- Flag Seal
- Shuzenji Location in Japan
- Coordinates: 34°58′18″N 138°55′49″E﻿ / ﻿34.971662°N 138.930394°E
- Country: Japan
- Region: Chūbu (Tōkai)
- Prefecture: Shizuoka Prefecture
- District: Tagata
- Merged: April 1, 2004 (now part of Izu)

Area
- • Total: 69.4 km^{2} (26.8 sq mi)

Population (March 1, 2005)
- • Total: 16,328
- • Density: 236.5/km^{2} (613/sq mi)
- Time zone: UTC+09:00 (JST)

= Shuzenji, Shizuoka =

Shuzenji (修善寺町, Shuzenji-chō) was a town located in Tagata District, Shizuoka Prefecture, Japan, in central Izu Peninsula.

As of March 1, 2004, final population data before the amalgamation, the town had an estimated population of 16,328 and a density of 236.5 persons per km^{2}. The total area was 69.04 km^{2}.

On April 1, 2004 Shuzenji, along with the towns of Amagiyugashima, Nakaizu and Toi (all from Tagata District), was merged to create the city of Izu.
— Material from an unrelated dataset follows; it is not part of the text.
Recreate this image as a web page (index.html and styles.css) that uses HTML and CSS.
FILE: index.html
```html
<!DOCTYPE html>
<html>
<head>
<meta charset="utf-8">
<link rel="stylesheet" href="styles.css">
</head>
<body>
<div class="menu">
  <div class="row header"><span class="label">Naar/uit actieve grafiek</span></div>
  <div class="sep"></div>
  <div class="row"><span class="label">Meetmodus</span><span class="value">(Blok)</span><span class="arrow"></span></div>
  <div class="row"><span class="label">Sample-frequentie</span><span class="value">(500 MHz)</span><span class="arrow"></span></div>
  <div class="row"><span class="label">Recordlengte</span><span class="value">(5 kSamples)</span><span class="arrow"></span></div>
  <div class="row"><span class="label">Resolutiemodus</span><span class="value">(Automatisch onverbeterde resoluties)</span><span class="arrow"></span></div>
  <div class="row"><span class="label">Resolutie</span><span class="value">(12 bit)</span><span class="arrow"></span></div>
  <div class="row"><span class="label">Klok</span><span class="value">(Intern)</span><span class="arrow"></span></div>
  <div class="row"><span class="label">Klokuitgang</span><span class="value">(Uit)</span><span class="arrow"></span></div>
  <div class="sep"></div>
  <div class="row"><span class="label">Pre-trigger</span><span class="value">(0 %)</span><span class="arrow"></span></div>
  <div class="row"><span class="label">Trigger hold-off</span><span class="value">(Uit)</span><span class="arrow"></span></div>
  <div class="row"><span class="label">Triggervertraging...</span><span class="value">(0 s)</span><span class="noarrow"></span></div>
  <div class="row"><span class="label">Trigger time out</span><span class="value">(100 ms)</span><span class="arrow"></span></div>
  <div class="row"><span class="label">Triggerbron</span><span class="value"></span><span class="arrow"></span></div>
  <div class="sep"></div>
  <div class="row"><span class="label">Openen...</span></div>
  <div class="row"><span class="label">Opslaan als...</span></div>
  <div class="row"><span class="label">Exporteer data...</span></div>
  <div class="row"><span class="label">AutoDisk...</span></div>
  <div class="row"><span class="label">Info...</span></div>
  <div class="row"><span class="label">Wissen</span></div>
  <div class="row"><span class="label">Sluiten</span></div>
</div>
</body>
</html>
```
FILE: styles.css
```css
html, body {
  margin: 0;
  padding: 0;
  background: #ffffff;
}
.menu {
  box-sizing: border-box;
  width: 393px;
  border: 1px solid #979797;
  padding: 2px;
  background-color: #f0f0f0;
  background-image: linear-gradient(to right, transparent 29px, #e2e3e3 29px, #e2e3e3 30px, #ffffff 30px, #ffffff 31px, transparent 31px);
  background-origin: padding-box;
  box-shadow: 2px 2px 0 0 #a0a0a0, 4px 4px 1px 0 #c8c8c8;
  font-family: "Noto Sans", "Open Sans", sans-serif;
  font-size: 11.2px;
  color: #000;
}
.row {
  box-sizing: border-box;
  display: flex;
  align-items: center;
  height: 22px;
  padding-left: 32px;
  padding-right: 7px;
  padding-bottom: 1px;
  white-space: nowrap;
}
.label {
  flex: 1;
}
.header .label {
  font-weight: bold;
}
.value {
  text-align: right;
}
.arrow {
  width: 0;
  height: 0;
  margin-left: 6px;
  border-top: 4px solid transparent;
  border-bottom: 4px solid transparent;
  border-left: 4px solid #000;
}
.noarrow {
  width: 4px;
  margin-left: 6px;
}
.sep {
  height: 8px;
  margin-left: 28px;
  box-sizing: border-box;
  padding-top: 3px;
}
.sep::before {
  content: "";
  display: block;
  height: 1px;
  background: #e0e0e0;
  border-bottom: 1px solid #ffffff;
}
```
Shuzenji was located in an inland region of Izu Peninsula and was noted for its numerous onsen hot spring resorts. The area was also noted for its production of wasabi and shiitake.

The town of Shuzenji was founded on April 1, 1889 within Kimisawa District, Shizuoka. In 1896, Kimisawa District was abolished and became part of Tagata District.